The role of the DM in all this is to act as a referee. Which means when the party easily defeats a level appropriate encounter, their reward for this is whatever XP and loot comes from that for little effort. It also means that when adventurers are not up to the task of adventuring, bad things tend to happen to them. Both of these are very important, as without effective and ineffective choices having corresponding consequences, there is simply no correlation between cause and effect. You end up with the Three Stooges running around because actually thinking and planning things is punished.
I have to object to this. The referee concept presumes the game is firstly, a contest, a challenge, and that does not universally hold true. In a roleplaying game, the loot and experience obtained from a challenge is not a reward, but a progression of character, with characters evolving as they deal with conflict and issues.
This in turn is an extension of playability. The 'given' challenge of any encounter is only an approximate value, and calculating it objectively is a lost cause. So in the role of the game, difficulty's purpose is:
-Entertainment. Through overcoming the challenge, entertainment is obtained. This purpose is poorly served should a weaker party get destroyed by an encounter. It is also somewhat similarly ill done to have the challenge being too trivial. Therefore, difficulty should modify based on party capabilities.
You do not throw optimized casting encounters against the party of monks performing a pilgrimage, or use scry and die tactics against the players doing an all-rogue band of thieves. Cause and effect do not come into this(yet), particularly when from the player perspective, they do not know a future encounter has been modified(because the encounter does not exist until they play it)
-Character evolution. Through challenges, you alter characters. In D&D terms, this is XP, wealth and semi-permanent effects on the character. This is distinct from encounter challenge. There is a target rate of growth for each game group, and basing evolution on the purported challenge difficulty sets up for trouble.
A hypercompetent party blows through encounters beefed up to accommodate their ability, and through this, gains even more competence, and widens the gap even further. In D&D this only ever aggravates the problem, as the degree of rocket tag rises, an encounter they should be able to blow through is also an encounter that can pulverise them with about the same difficulty. This rate should be based on what the group needs, not on challenge, it is also why one of the more common house rules is that characters level up when appropriate, and why 'trivial' encounters do not generally warrant experience.
-Story evolution. One common Bad GM story source, when they raise the value of their story over the value of providing appropriate challenge and character evolution). Encounters have a role in the setting, story or plot to maintain believability and also plot based enjoyment. Pacing this element with the previous can be a problematic area, but essentially, the challenge needs to fit the story and vice versa. When your players can only be feasibly challenged by dragons, demons and casters, then you have to either rein them back so the story can continue working(such as, after an unexpected source of wealth like looted adamantine dungeon furnishings), or you have to move them in the story to another.
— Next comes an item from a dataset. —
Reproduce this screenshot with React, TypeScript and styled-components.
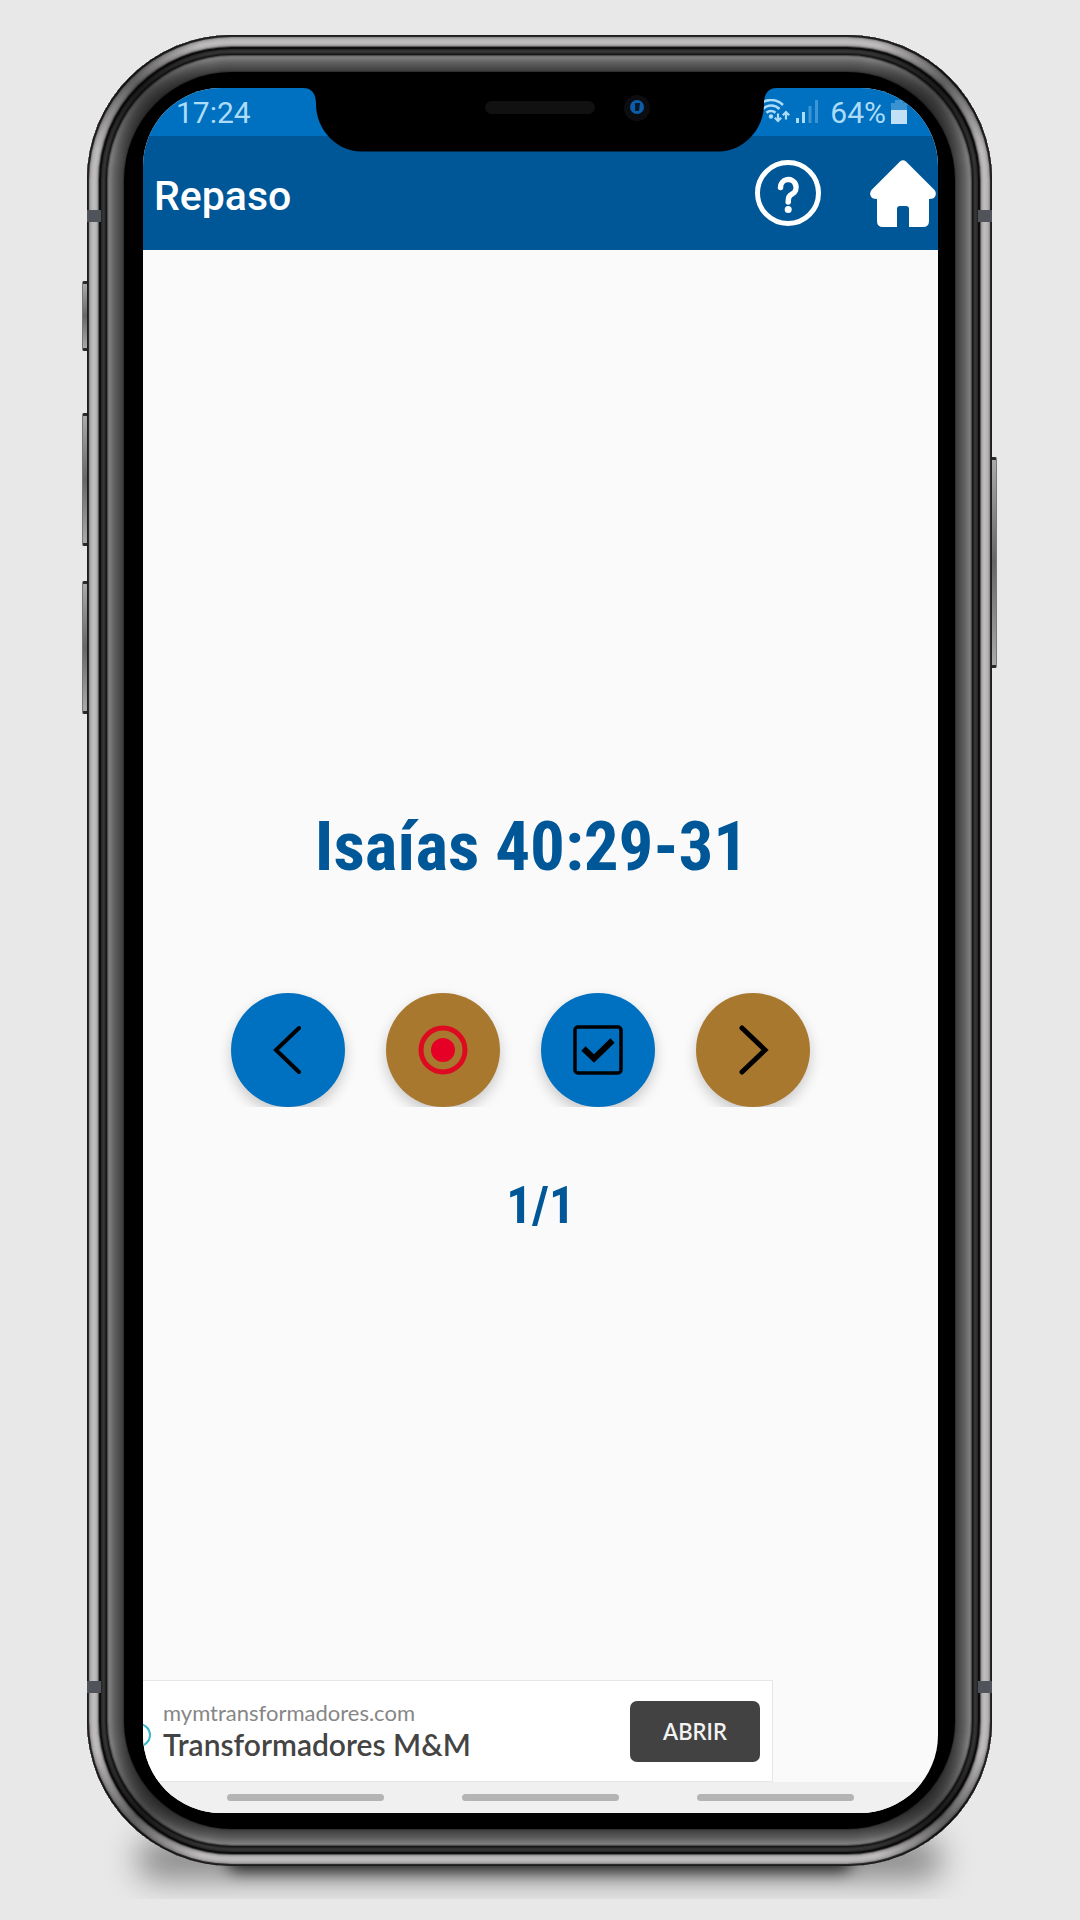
import React from "react";
import styled, { createGlobalStyle } from "styled-components";

const GlobalStyle = createGlobalStyle`
  *, *::before, *::after { box-sizing: border-box; }
  body {
    margin: 0;
    background: #e8e8e8;
    font-family: Roboto, "Liberation Sans", sans-serif;
  }
  button { font: inherit; border: 0; padding: 0; cursor: pointer; }
`;

/* Metal rim colours, one per pixel, from the outer edge inwards. */
const rim = [
  "#1c1c1c", "#2a2a2a", "#8f8d8e", "#a8a6a7", "#b4b1b2", "#bab7b8", "#bebbbc",
  "#bebbbc", "#bab7b8", "#b0adae", "#9a9899", "#5a5a5a", "#101010", "#0c0c0c",
  "#262626", "#303030", "#363636", "#303030", "#222222", "#161616", "#4c4c4c",
  "#707070", "#7c7c7c", "#787878", "#727272", "#6c6c6c", "#666666", "#616161",
  "#5c5c5c", "#585858", "#545454", "#505050", "#4c4c4c", "#484848", "#444444",
  "#404040", "#303030",
];
const rimShadow = rim.map((c, i) => `inset 0 0 0 ${i + 1}px ${c}`).join(",");

const cornerShade = ["50px 50px", "calc(100% - 50px) 50px", "50px calc(100% - 50px)", "calc(100% - 50px) calc(100% - 50px)"]
  .map((at) => `radial-gradient(circle 75px at ${at}, rgba(0, 0, 0, 0.5), transparent)`)
  .join(",");

const Page = styled.div`
  display: flex;
  flex-direction: column;
  min-height: 100vh;
  padding: 35px 88px 54px 87px;
`;

const Phone = styled.div`
  position: relative;
  display: flex;
  flex: 1;
`;

const GroundShadow = styled.div`
  position: absolute;
  left: 0;
  right: 0;
  bottom: -33px;
  height: 130px;
  overflow: hidden;

  &::before {
    content: "";
    position: absolute;
    inset: 70px 50px 20px;
    border-radius: 24px;
    background: rgba(0, 0, 0, 0.42);
    filter: blur(16px);
  }

  &::after {
    content: "";
    position: absolute;
    inset: 80px 140px 28px;
    border-radius: 20px;
    background: rgba(0, 0, 0, 0.8);
    filter: blur(8px);
  }
`;

const SideKey = styled.span<{ $side: "left" | "right"; $top: number; $height: number }>`
  position: absolute;
  ${(p) => p.$side}: -5px;
  top: ${(p) => p.$top}px;
  width: 8px;
  height: ${(p) => p.$height}px;
  border: 1px solid #777;
  border-top: 3px solid #2a2a2a;
  border-bottom: 3px solid #2a2a2a;
  border-radius: 2px;
  background: linear-gradient(#aaa, #666 50%, #aaa);
`;

const Frame = styled.div`
  position: relative;
  display: flex;
  flex: 1;
  padding: 53px 54px 53px 56px;
  border-radius: 145px;
  background: #000;
  box-shadow: ${rimShadow};

  &::before {
    content: "";
    position: absolute;
    inset: 0;
    border-radius: 145px;
    background: ${cornerShade};
  }
`;

const Antenna = styled.span<{ $side: "left" | "right"; $edge: "top" | "bottom" }>`
  position: absolute;
  ${(p) => p.$side}: 0;
  ${(p) => p.$edge}: ${(p) => (p.$edge === "top" ? 175 : 173)}px;
  width: 14px;
  height: 12px;
  background: #50535a;
`;

const Screen = styled.div`
  position: relative;
  display: flex;
  flex: 1;
  flex-direction: column;
  overflow: hidden;
  border-radius: 78px;
  background: #fafafa;
`;

const Notch = styled.svg`
  position: absolute;
  top: 0;
  left: 50%;
  margin-left: -238px;
  width: 474px;
  height: 64px;
`;

const StatusBar = styled.div`
  display: flex;
  align-items: center;
  height: 48px;
  padding: 2px 30px 0 33px;
  background: #0070c0;
  color: #acdcf8;
  font-size: 30px;
  line-height: 36px;
`;

const StatusIcons = styled.div`
  display: flex;
  align-items: center;
  margin-left: auto;
`;

const Percent = styled.span`
  margin: 0 4px 0 8px;
`;

const AppBar = styled.header`
  display: flex;
  align-items: center;
  height: 114px;
  padding: 0 2px 0 11px;
  background: #005798;
  color: #fff;
`;

const AppTitle = styled.h1`
  flex: 1;
  margin: 0;
  padding-top: 6px;
  font-size: 41px;
  font-weight: 500;
  line-height: 48px;
`;

const BarButton = styled.button`
  display: flex;
  margin-left: 48px;
  background: none;
  color: inherit;
`;

const Content = styled.main`
  display: flex;
  flex: 1;
  flex-direction: column;
  padding-top: 557px;
  color: #005798;
  font-family: "Roboto Condensed", Roboto, "Liberation Sans", sans-serif;
  font-weight: 700;
  text-align: center;
`;

const Verse = styled.h2`
  margin: 0;
  padding-right: 18px;
  font-size: 69px;
  line-height: 80px;
`;

const Controls = styled.div`
  display: flex;
  gap: 41px;
  margin-top: 86px;
  padding: 20px 0 0 88px;
  overflow: hidden;
`;

const RoundButton = styled.button<{ $tone: "blue" | "ochre" }>`
  display: flex;
  align-items: center;
  justify-content: center;
  width: 114px;
  height: 114px;
  border-radius: 50%;
  background: ${(p) => (p.$tone === "blue" ? "#0070c0" : "#a9782f")};
  color: #000;
  box-shadow: 0 6px 14px rgba(0, 0, 0, 0.2);
`;

const Counter = styled.p`
  margin: 69px 0 0;
  font-size: 51px;
  line-height: 60px;
`;

const Ad = styled.aside`
  display: flex;
  align-items: center;
  width: 630px;
  max-width: 100%;
  height: 102px;
  padding-right: 12px;
  border: 1px solid #e6e6e6;
  border-left: 0;
  background: #fff;
`;

const AdMark = styled.svg`
  width: 20px;
  height: 24px;
  margin-top: 8px;
`;

const AdText = styled.div`
  flex: 1;
  font-family: Lato, "Open Sans", sans-serif;
`;

const AdUrl = styled.div`
  color: #868686;
  font-size: 22px;
  line-height: 26px;
`;

const AdTitle = styled.div`
  color: #444;
  font-size: 30px;
  font-weight: 600;
  line-height: 36px;
`;

const AdButton = styled.button`
  width: 130px;
  height: 61px;
  border-radius: 7px;
  background: #424242;
  color: #f2f2f2;
  && {
    font-family: Lato, "Open Sans", sans-serif;
    font-size: 22px;
    font-weight: 600;
  }
`;

const NavBar = styled.nav`
  display: flex;
  align-items: center;
  justify-content: center;
  gap: 78px;
  height: 31px;
  padding-bottom: 1px;
  background: #f0f0f0;
`;

const NavPill = styled.button`
  width: 157px;
  height: 7px;
  border-radius: 4px;
  background: #b4b4b4;
`;

export default function App() {
  return (
    <>
      <GlobalStyle />
      <Page>
        <Phone>
          <GroundShadow />
          <SideKey $side="left" $top={246} $height={70} />
          <SideKey $side="left" $top={378} $height={133} />
          <SideKey $side="left" $top={546} $height={133} />
          <SideKey $side="right" $top={422} $height={211} />
          <Frame>
            <Antenna $side="left" $edge="top" />
            <Antenna $side="right" $edge="top" />
            <Antenna $side="left" $edge="bottom" />
            <Antenna $side="right" $edge="bottom" />
            <Screen>
              <StatusBar>
                <span>17:24</span>
                <StatusIcons>
                  <svg width="30" height="28" viewBox="0 0 30 28" fill="none" stroke="currentColor" strokeWidth="2.6">
                    <path d="M-1 6A17 17 0 0 1 23 6M3 10a11.500 11.500 0 0 1 16.500 0M6.500 13.800a6.500 6.500 0 0 1 9 0" />
                    <circle cx="11" cy="17.500" r="2.200" fill="currentColor" stroke="none" />
                    <path d="M18 14.500v7M14.800 18.800L18 22l3.200-3.200M26 20.500v-7M22.800 16.200L26 13l3.200 3.200" strokeWidth="2.200" />
                  </svg>
                  <svg width="32" height="28" viewBox="0 0 32 28" fill="currentColor">
                    <path d="M6 19h3v5H6zM12 13h3v11h-3z" />
                    <path d="M18.500 7h3v17h-3zM25 1h3v23h-3z" opacity=".35" />
                  </svg>
                  <Percent>64%</Percent>
                  <svg width="18" height="28" viewBox="0 0 18 28" fill="#c2e0f6">
                    <path d="M5 1h8v3h4v7H1V4h4z" opacity=".3" />
                    <path d="M1 11h16v14H1z" />
                  </svg>
                </StatusIcons>
              </StatusBar>
              <AppBar>
                <AppTitle>Repaso</AppTitle>
                <BarButton aria-label="Ayuda">
                  <svg width="68" height="68" viewBox="0 0 68 68" fill="none" stroke="currentColor" strokeWidth="5">
                    <circle cx="34" cy="34" r="30.500" />
                    <path d="M26.500 28.500a7.800 7.800 0 1 1 11.500 6.700c-3 1.600-3.800 3-3.800 7.800" strokeWidth="5.500" strokeLinecap="round" />
                    <circle cx="34.200" cy="50.500" r="3.500" fill="currentColor" stroke="none" />
                  </svg>
                </BarButton>
                <BarButton aria-label="Inicio">
                  <svg width="66" height="68" viewBox="0 0 66 68" fill="currentColor">
                    <path d="M30 2.500q3-2.500 6 0L64.500 31q2 2.500 1 5.500-1 3.500-6.500 3.500V62q0 6-6 6H39V50q0-3-3-3H30q-3 0-3 3v18H13q-6 0-6-6V40Q1.500 40 .5 36.500-.5 33.500 1.500 31z" />
                  </svg>
                </BarButton>
              </AppBar>
              <Content>
                <Verse>Isaías 40:29-31</Verse>
                <Controls>
                  <RoundButton $tone="blue" aria-label="Anterior">
                    <svg width="50" height="50" viewBox="0 0 50 50" fill="none" stroke="currentColor" strokeWidth="4" strokeLinecap="round">
                      <path d="M36 3L13 25l23 22" />
                    </svg>
                  </RoundButton>
                  <RoundButton $tone="ochre" aria-label="Grabar">
                    <svg width="50" height="50" viewBox="0 0 50 50" fill="none" stroke="#dd0a22" strokeWidth="5">
                      <circle cx="25" cy="25" r="22" />
                      <circle cx="25" cy="25" r="12" fill="#e60026" stroke="none" />
                    </svg>
                  </RoundButton>
                  <RoundButton $tone="blue" aria-label="Comprobar">
                    <svg width="50" height="50" viewBox="0 0 50 50" fill="none" stroke="currentColor">
                      <rect x="2" y="2" width="46" height="46" rx="3" strokeWidth="3.500" />
                      <path d="M10.500 23.500l10.500 10 18.500-18" strokeWidth="6" />
                    </svg>
                  </RoundButton>
                  <RoundButton $tone="ochre" aria-label="Siguiente">
                    <svg width="50" height="50" viewBox="0 0 50 50" fill="none" stroke="currentColor" strokeWidth="5" strokeLinecap="round">
                      <path d="M14 3L37 25 14 47" />
                    </svg>
                  </RoundButton>
                </Controls>
                <Counter>1/1</Counter>
              </Content>
              <Ad>
                <AdMark viewBox="0 0 20 24" fill="none" stroke="#35b8cc" strokeWidth="2">
                  <circle cx="-4" cy="12" r="11" />
                </AdMark>
                <AdText>
                  <AdUrl>mymtransformadores.com</AdUrl>
                  <AdTitle>Transformadores M&amp;M</AdTitle>
                </AdText>
                <AdButton>ABRIR</AdButton>
              </Ad>
              <NavBar>
                <NavPill aria-label="Recientes" />
                <NavPill aria-label="Pantalla de inicio" />
                <NavPill aria-label="Volver" />
              </NavBar>
              <Notch viewBox="0 0 474 64">
                <path d="M0 0C9 0 13 6 13 16C13 42 34 63.500 58 63.500H416C440 63.500 461 42 461 16C461 6 465 0 474 0Z" fill="#000" />
                <rect x="182" y="13" width="110" height="13" rx="6.500" fill="#111" />
                <circle cx="334" cy="20" r="13" fill="#0b0d10" />
                <circle cx="334" cy="19" r="7" fill="#0b5ea8" />
                <path d="M332 15h5l-1 8h-4z" fill="#06182c" />
              </Notch>
            </Screen>
          </Frame>
        </Phone>
      </Page>
    </>
  );
}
-Gratification. When you combine the above, this is what you get. Players are satisfied with the challenge dealt, their growth rate is just right(too fast, and you gain new abilities before you settle into old ones, too slow and you feel static) and it all fits in with the story as given. Different players might enjoy different aspects, but few would do so to the complete detriment of the other areas.
Treating the GM as the referee is far underselling his role in the encounter. The encounter is not a static construct, it lives and evolves based on the group's needs.